Murder by Death
Dir: Robert Moore
Str: David Niven, Peter Sellers, Peter Falk, Alec Guinness
This movie is making fun of our tendency to cling to a certain plot
This movie is definitely funny. As the title faintly suggests, the movie is
supposed to be a detective story. But actually the movie is every bit an antithesis of detective stories or rather
an antithesis of the way of storytelling itself. Because all things happening in the film have no reason at all,
and all reasonable explanations of every event are completely precluded from first. First of all, the title itself
is redundant and sounds strange. I presume this unreasonableness accrues not from the fact the movie is meant to
be a comedy, but from the writer's (Neil Simon's) intention of making fun of viewers' tendency to cherish and cling
to the congruity of a story line and a linear plot. Why one feel uncomfortable when things happen without any explanation
in a story is rather a difficult question to answer, for, in reality, many things happen abruptly, possibly without
any reason at all, at least from the stand point of the person involved. Therefore our demand for stories to be
consistent should not be taken for granted. Of course, there are many modern novels that are not based upon traditional
methods of writings. But few persons actually read such kind of novels. How many persons you know have ever read
the works of, say, Alain Robbe-Grillet or even Joyce? Most of the people want to read the stories that have a certain
plot line and a satisfying ending, if it doesn't necessarily mean a happy ending.
I was a damn stupid when I saw this film first time.
So the first time I saw this film, I thought what a silly movie the movie was.
Certainly it was funny to watch many famous actors and actresses impersonate famous detectives like Sam Spade or
Miss Marple. But I was foolish enough to expect that a serious murder case would soon happen, and those eminent
detectives would solve the murder with their extraordinary detective skills as a showcase of their faculty when
all of five detectives converged on in a dining room, despite the fact all of the meaningless cnversations preceding
the scene had suggested nothing but the proof such was not the case with this movie.
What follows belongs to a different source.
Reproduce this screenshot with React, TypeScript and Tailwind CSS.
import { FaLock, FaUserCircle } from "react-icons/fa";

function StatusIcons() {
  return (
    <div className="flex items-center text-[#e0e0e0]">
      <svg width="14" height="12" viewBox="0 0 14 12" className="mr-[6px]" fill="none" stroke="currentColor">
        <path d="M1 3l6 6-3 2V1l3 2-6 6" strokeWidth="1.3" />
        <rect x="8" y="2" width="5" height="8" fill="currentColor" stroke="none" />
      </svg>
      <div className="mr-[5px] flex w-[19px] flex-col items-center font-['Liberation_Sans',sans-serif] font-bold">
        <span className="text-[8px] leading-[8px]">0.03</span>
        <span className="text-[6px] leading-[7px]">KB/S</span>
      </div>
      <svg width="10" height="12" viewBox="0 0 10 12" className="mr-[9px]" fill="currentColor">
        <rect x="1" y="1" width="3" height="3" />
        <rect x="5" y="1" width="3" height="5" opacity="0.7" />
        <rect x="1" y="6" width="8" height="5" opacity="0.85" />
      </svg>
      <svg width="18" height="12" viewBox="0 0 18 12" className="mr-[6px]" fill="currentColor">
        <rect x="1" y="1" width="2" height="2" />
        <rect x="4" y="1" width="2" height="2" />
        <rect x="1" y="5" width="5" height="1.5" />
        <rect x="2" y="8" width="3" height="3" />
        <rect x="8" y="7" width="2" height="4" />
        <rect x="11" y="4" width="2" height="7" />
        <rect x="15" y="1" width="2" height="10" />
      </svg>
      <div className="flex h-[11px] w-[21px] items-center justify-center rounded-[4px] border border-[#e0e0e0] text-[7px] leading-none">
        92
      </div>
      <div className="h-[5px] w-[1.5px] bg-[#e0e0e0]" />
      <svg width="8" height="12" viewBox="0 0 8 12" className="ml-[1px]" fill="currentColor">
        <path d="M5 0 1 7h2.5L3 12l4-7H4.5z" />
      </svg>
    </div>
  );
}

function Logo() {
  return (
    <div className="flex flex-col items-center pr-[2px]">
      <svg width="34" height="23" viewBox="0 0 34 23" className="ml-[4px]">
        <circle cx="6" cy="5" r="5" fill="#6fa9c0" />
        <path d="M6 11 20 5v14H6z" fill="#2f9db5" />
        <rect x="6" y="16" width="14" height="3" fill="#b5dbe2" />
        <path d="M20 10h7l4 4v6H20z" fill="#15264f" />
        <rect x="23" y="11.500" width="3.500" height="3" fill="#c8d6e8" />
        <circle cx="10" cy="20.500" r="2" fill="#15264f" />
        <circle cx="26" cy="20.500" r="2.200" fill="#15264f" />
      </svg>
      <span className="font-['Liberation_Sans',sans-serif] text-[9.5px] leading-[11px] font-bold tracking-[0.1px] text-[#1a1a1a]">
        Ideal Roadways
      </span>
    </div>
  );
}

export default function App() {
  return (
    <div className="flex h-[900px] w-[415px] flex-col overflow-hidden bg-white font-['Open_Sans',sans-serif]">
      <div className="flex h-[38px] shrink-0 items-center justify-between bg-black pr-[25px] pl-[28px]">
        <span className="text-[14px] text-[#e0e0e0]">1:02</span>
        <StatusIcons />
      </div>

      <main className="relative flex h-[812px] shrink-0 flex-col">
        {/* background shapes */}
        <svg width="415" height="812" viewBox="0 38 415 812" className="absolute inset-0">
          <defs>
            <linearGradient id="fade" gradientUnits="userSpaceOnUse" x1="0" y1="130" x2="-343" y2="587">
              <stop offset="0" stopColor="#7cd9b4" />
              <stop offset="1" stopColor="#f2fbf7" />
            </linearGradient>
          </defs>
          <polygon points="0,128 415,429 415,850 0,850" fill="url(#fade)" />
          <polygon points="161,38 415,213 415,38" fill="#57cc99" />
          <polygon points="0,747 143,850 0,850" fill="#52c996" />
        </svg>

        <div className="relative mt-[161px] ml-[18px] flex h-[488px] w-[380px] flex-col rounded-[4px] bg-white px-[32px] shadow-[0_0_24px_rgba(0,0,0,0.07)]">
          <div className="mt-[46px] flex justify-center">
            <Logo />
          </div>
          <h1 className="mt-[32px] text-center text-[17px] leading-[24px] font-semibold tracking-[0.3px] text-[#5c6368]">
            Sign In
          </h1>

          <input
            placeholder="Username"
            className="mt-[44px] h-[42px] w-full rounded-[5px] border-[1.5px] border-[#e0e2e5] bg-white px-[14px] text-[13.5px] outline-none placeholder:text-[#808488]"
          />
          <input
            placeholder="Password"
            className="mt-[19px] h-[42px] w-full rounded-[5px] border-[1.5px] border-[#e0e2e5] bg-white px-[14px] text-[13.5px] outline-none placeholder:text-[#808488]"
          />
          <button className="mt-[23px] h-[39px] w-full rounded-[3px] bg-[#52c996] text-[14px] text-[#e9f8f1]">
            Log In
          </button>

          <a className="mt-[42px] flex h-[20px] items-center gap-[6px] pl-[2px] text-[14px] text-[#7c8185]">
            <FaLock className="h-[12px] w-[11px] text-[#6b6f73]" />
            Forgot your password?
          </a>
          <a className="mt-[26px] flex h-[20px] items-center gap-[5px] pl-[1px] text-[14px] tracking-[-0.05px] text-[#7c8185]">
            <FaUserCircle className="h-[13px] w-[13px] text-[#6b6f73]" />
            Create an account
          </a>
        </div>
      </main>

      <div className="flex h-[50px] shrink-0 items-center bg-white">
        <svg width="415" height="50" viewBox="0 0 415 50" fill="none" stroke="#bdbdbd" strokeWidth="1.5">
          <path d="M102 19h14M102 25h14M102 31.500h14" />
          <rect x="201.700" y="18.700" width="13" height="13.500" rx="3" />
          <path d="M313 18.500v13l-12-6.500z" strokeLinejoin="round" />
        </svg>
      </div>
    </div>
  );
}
No matter how silly it seems
to be, I could not help thinking there had to be some rational explanations for all those non-sense happening in
the movie, which I assume would be a normal attitude as a reaction to this kind of story.
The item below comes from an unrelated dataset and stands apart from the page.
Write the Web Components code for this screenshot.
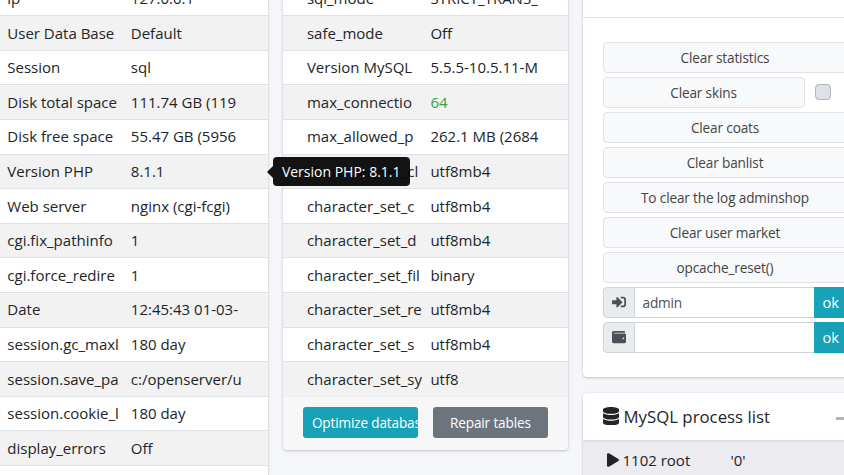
<!DOCTYPE html>
<html><head><meta charset="utf-8">
<style>
html,body{margin:0;height:475px;overflow:hidden;background:#f4f6f9}
body{font-family:"Open Sans","Noto Sans",sans-serif;color:#212529}
x-page{margin-top:-19.3px;margin-left:-16.7px}
</style></head><body>
<x-page>
  <x-card>
    <x-row l="ip" v="127.0.0.1"></x-row>
    <x-row l="User Data Base" v="Default"></x-row>
    <x-row l="Session" v="sql"></x-row>
    <x-row l="Disk total space" v="111.74 GB (119"></x-row>
    <x-row l="Disk free space" v="55.47 GB (5956"></x-row>
    <x-row l="Version PHP" v="8.1.1"></x-row>
    <x-row l="Web server" v="nginx (cgi-fcgi)"></x-row>
    <x-row l="cgi.fix_pathinfo" v="1"></x-row>
    <x-row l="cgi.force_redire" v="1"></x-row>
    <x-row l="Date" v="12:45:43 01-03-"></x-row>
    <x-row l="session.gc_maxl" v="180 day"></x-row>
    <x-row l="session.save_pa" v="c:/openserver/u"></x-row>
    <x-row l="session.cookie_l" v="180 day"></x-row>
    <x-row l="display_errors" v="Off"></x-row>
    <x-row l="" v=""></x-row>
  </x-card>
  <x-card>
    <x-row l="sql_mode" v="STRICT_TRANS_"></x-row>
    <x-row l="safe_mode" v="Off"></x-row>
    <x-row l="Version MySQL" v="5.5.5-10.5.11-M"></x-row>
    <x-row l="max_connectio" v="64" green></x-row>
    <x-row l="max_allowed_p" v="262.1 MB (2684"></x-row>
    <x-row l="character_set_cl" v="utf8mb4"></x-row>
    <x-row l="character_set_c" v="utf8mb4"></x-row>
    <x-row l="character_set_d" v="utf8mb4"></x-row>
    <x-row l="character_set_fil" v="binary"></x-row>
    <x-row l="character_set_re" v="utf8mb4"></x-row>
    <x-row l="character_set_s" v="utf8mb4"></x-row>
    <x-row l="character_set_sy" v="utf8"></x-row>
    <x-footer>
      <x-action color="#17a2b8">Optimize database</x-action>
      <x-action color="#6c757d">Repair tables</x-action>
    </x-footer>
    <x-tip>Version PHP: 8.1.1</x-tip>
  </x-card>
  <x-rightcol>
    <x-panel>
      <x-wide>Clear statistics</x-wide>
      <x-checkline>Clear skins</x-checkline>
      <x-wide>Clear coats</x-wide>
      <x-wide>Clear banlist</x-wide>
      <x-wide>To clear the log adminshop</x-wide>
      <x-wide>Clear user market</x-wide>
      <x-wide>opcache_reset()</x-wide>
      <x-igroup icon="signin" value="admin"></x-igroup>
      <x-igroup icon="wallet" value=""></x-igroup>
    </x-panel>
    <x-process></x-process>
  </x-rightcol>
</x-page>
<script>
const ICONS={
 signin:['0 0 512 512','M416 448h-84c-6.6 0-12-5.4-12-12v-40c0-6.6 5.4-12 12-12h84c17.7 0 32-14.3 32-32V160c0-17.7-14.3-32-32-32h-84c-6.6 0-12-5.4-12-12V76c0-6.6 5.4-12 12-12h84c53 0 96 43 96 96v192c0 53-43 96-96 96zm-47-201L201 79c-15-15-41-4.5-41 17v96H24c-13.3 0-24 10.7-24 24v96c0 13.3 10.7 24 24 24h136v96c0 21.5 26 32 41 17l168-168c9.3-9.4 9.3-24.6 0-34z'],
 wallet:['0 0 512 512','M461.2 128H80c-8.84 0-16-7.16-16-16s7.16-16 16-16h384c8.84 0 16-7.16 16-16 0-26.51-21.49-48-48-48H64C28.65 32 0 60.65 0 96v320c0 35.35 28.65 64 64 64h397.2c28.02 0 50.8-21.53 50.8-48V176c0-26.47-22.78-48-50.8-48zM416 340c-17.67 0-32-14.33-32-32s14.33-32 32-32 32 14.33 32 32-14.33 32-32 32z'],
 db:['0 0 448 512','M448 73.143v45.714C448 159.143 347.667 192 224 192S0 159.143 0 118.857V73.143C0 32.857 100.333 0 224 0s224 32.857 224 73.143zM448 176v102.857C448 319.143 347.667 352 224 352S0 319.143 0 278.857V176c48.125 33.143 136.208 48.572 224 48.572S399.874 209.143 448 176zm0 160v102.857C448 479.143 347.667 512 224 512S0 479.143 0 438.857V336c48.125 33.143 136.208 48.572 224 48.572S399.874 369.143 448 336z'],
 play:['0 0 448 512','M424.4 214.7L72.4 6.6C43.8-10.3 0 6.1 0 47.9V464c0 37.5 40.7 60.1 72.4 41.3l352-208c31.4-18.5 31.5-64.1 0-82.6z']
};
const svg=(n,w,h,c)=>`<svg width="${w}" height="${h}" viewBox="${ICONS[n][0]}" fill="${c}" style="display:block;flex:none"><path d="${ICONS[n][1]}"/></svg>`;
function def(name,css,html){
  customElements.define(name,class extends HTMLElement{
    constructor(){super();this.attachShadow({mode:'open'})}
    connectedCallback(){
      this.shadowRoot.innerHTML=`<style>${css}</style>`+(typeof html==='function'?html(this):html);
    }
  });
}
const FS='15px', BS='font-size:13.6px;letter-spacing:-.15px;';
def('x-page',':host{display:flex;gap:14.6px;align-items:flex-start;width:900px}','<slot></slot>');
def('x-card',':host{display:block;position:relative;flex:none;width:285px;background:#fff;border-radius:4px;box-shadow:0 0 1px rgba(0,0,0,.125),0 1px 3px rgba(0,0,0,.2)}','<slot></slot>');
def('x-row',`:host{display:grid;grid-template-columns:116px 112px;column-gap:7.5px;box-sizing:border-box;height:34.6px;padding-left:24px;align-items:center;border-top:1px solid #dee2e6;font-size:${FS};background:#fff}
:host(:nth-of-type(even)){background:#f2f2f2}
div{white-space:nowrap;line-height:22px;position:relative;top:-.4px;height:22px}
.g{color:#28a745}`,
 e=>`<div>${e.getAttribute('l')}</div><div class="${e.hasAttribute('green')?'g':''}">${e.getAttribute('v')}</div>`);
def('x-footer',':host{display:flex;justify-content:space-between;box-sizing:border-box;height:54.5px;padding:10.5px 20px 0;background:#f7f7f7;border-top:1px solid rgba(0,0,0,.03);border-radius:0 0 4px 4px}','<slot></slot>');
def('x-action',`:host{display:block;box-sizing:border-box;width:115px;height:31px;padding:0 9px;border-radius:3px;color:#fff;line-height:31px;${BS}white-space:nowrap;overflow:hidden;text-align:center}`,
 e=>`<style>:host{background:${e.getAttribute('color')}}</style><slot></slot>`);
def('x-tip',`:host{position:absolute;left:-10px;top:176.3px;box-sizing:border-box;height:29px;padding:0 9px;display:block;background:rgba(0,0,0,.92);color:#fff;border-radius:4px;font-size:14px;line-height:29px;white-space:nowrap}
i{position:absolute;left:-6px;top:8.5px;border:6px solid transparent;border-left:0;border-right-color:rgba(0,0,0,.92)}`,'<i></i><slot></slot>');
def('x-rightcol',':host{display:flex;flex-direction:column;gap:16px;flex:none;width:285px}','<slot></slot>');
def('x-panel',`:host{display:block;background:#fff;border-radius:4px;box-shadow:0 0 1px rgba(0,0,0,.125),0 1px 3px rgba(0,0,0,.2)}
.h{height:36px;border-bottom:1px solid #dee2e6}
.b{display:flex;flex-direction:column;gap:4px;padding:24px 20px}`,'<div class="h"></div><div class="b"><slot></slot></div>');
const btn=`box-sizing:border-box;height:31px;border:1px solid #dfe3e7;border-radius:4px;background:#f8f9fa;color:#444;${BS}line-height:29px;text-align:center;white-space:nowrap`;
def('x-wide',`:host{display:block;${btn}}`,'<slot></slot>');
def('x-checkline',`:host{display:flex;align-items:center;gap:10px}
.b{${btn};width:202px}
.c{box-sizing:border-box;width:16px;height:16px;border:1px solid #adb5bd;border-radius:4px;background:#dee2e6}`,'<div class="b"><slot></slot></div><div class="c"></div>');
def('x-igroup',`:host{display:flex;height:31px;${BS}}
.p{box-sizing:border-box;width:32px;background:#e9ecef;border:1px solid #ced4da;border-radius:4px 0 0 4px;display:flex;align-items:center;justify-content:center}
.i{box-sizing:border-box;width:179px;background:#fff;border:1px solid #ced4da;border-left:0;border-right:0;padding-left:8px;line-height:29px;color:#495057}
.o{flex:1;background:#17a2b8;color:#fff;line-height:31px;padding-left:9px;box-sizing:border-box;font-size:14.6px;letter-spacing:0;border-radius:0 4px 4px 0}`,
 e=>`<div class="p">${svg(e.getAttribute('icon'),14,14,'#495057')}</div><div class="i">${e.getAttribute('value')}</div><div class="o">ok</div>`);
def('x-process',`:host{display:block;background:#fff;border-radius:4px;box-shadow:0 0 1px rgba(0,0,0,.125),0 1px 3px rgba(0,0,0,.2);height:120px;overflow:hidden}
.h{box-sizing:border-box;height:49px;border-bottom:2px solid #dee2e6;padding-left:20px;display:flex;align-items:center;gap:5px;font-size:16.8px;color:#212529;position:relative}
.d{position:absolute;left:253px;top:24px;width:12px;height:3px;background:#adb5bd}
.r{background:#ecebf0;height:70px;padding:8px 0 0 24px;font-size:${FS};display:flex;align-items:flex-start;gap:4px;line-height:20px}
.r svg{margin-top:3px}
.t{width:104px}`,
 ()=>`<div class="h">${svg('db',16,18.3,'#212529')}<span>MySQL process list</span><div class="d"></div></div><div class="r">${svg('play',12,14,'#212529')}<span class="t">1102 root</span><span>'0'</span></div>`);
</script>
</body></html>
In a sense, detective stories require the most traditional formality;
i.e. strictly structured plot line.
Of course, such an expectation in my part was beautifully betrayed. From first
till end, the movie had nothing to do with coherent storytelling or a strictly structured plot line that is the
essence of detective novels. In a sense, detective novels represent one of the most essential aspects of novels;
i.e. firmly structured plot development. Formality is strictly imposed on detective novels. There is no such a
detective novel in which things remain unsolved. If so, we would not be able to call such a novel a detective novel
in the first place. All things happening in detective novels must have a reason or at least be solved by the end.
In this context, Agatha Christie's famous (someone might say I should use the word notorious) novel The
Murder of Roger Ackroyd still can be classified as a detective novel, even if it ignores one important conventional
prerequisite of a detective novel. Because such devious ploy (As I don't want to spoil the pleasure of those who
have never read this novel before, I am not going to tell what "such" means) is employed for preserving
the rationality of the plot development while attaining maximum unexpected effect within the range of the rationality.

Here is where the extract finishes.